The agency said that 843 hectares of land have burned in Riau since the beginning of the year and that fire-fighting teams are currently battling blazes in several locations.

"Conditions are expected to become more dry so the potential for fires increases," it said in a statement.

Widodo has had to correct claims made in a presidential election debate on Sunday about Indonesia's annual dry season fires that are set to clear land for plantation agriculture.

Local media reported he now says the amount of land affected has fallen dramatically since disastrous fires in 2015 when 2.6 million hectares (10,000 square miles) burned, polluting Indonesia and neighboring countries with a health-damaging haze.

Ministry of Environment and Forestry data shows more than 510,000 hectares of land burned last year, up from 165,000 hectares in 2017. Large areas of the island of Sumatra, which includes Riau, are prone to fires because of the practice of draining swampy peatland forests for plantations, making them highly combustible.

Plantation companies have been fined about $1.3 billion for fires and other environmental destruction but none have paid the penalties in cases that date back to 2009.

Sunday night's debate was the second of five televised face-offs between the opposing campaigns before April's election.

Opinion polls show Widodo about 20 percentage points ahead of Prabowo Subianto, a former general, who is campaigning on a Trump-style Indonesia First platform.
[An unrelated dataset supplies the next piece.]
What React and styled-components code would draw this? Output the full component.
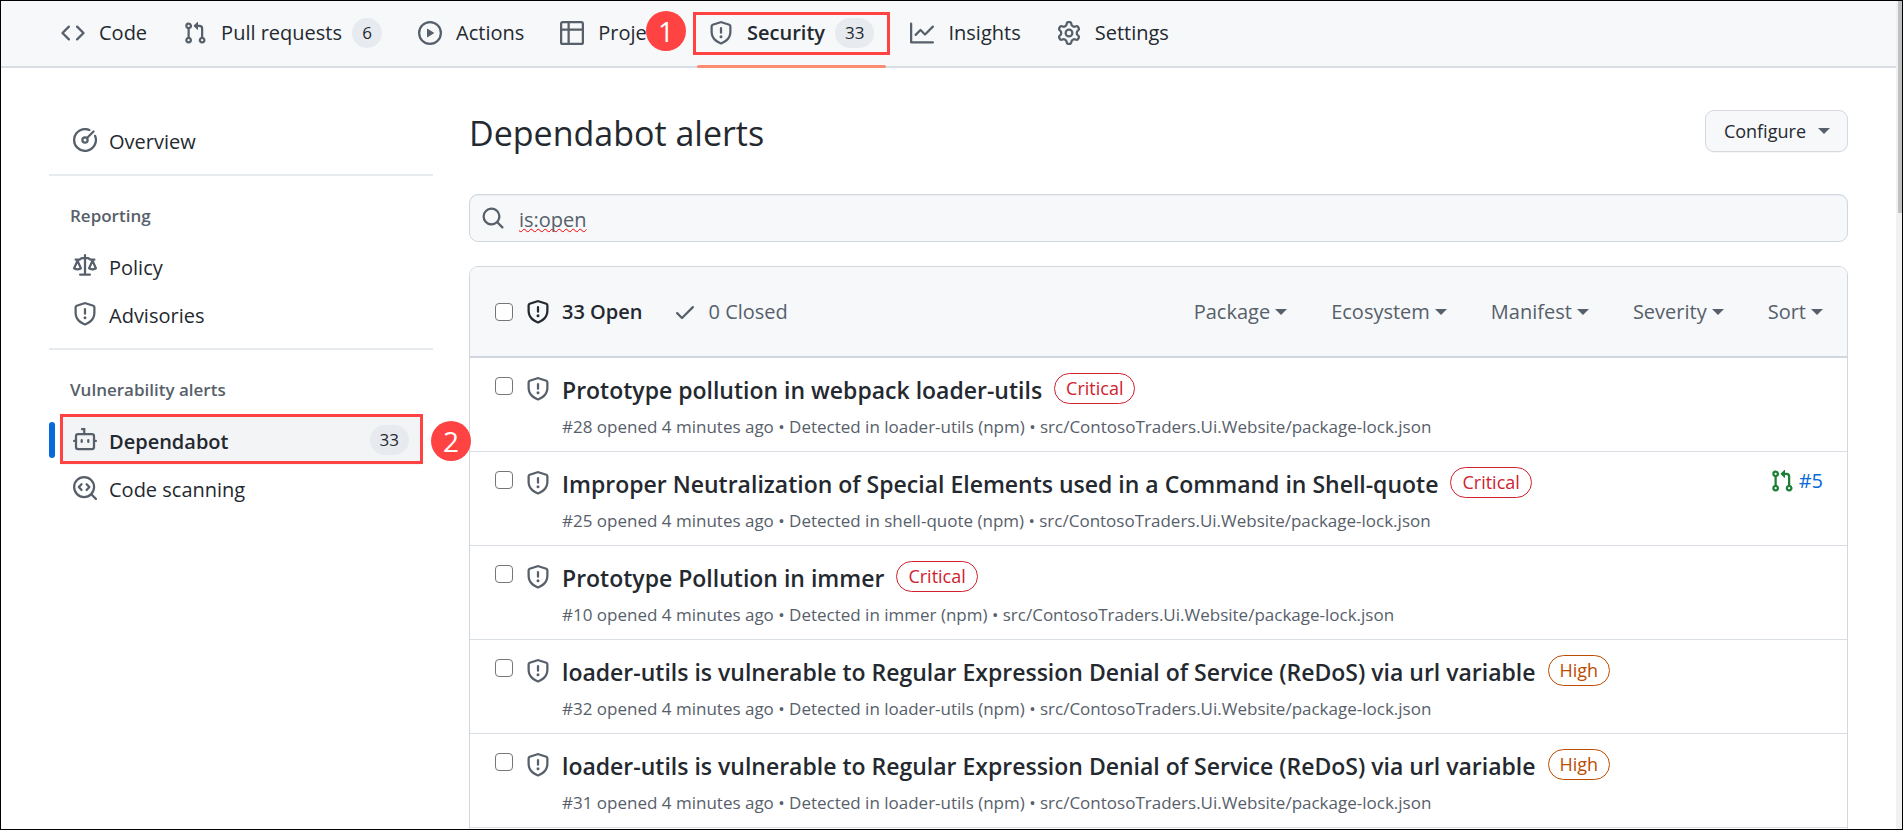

He narrowly lost to Widodo in the 2014 election.

Raffles Brotestes Panjaitan, the director of forest fires control at the Environment Ministry, said there were more fires in 2018 than the previous year because regional elections distracted officials from fire prevention efforts.

"This year requires extra hard effort because there are parliament elections and the presidential election as well as moderate El Nino effects," he said.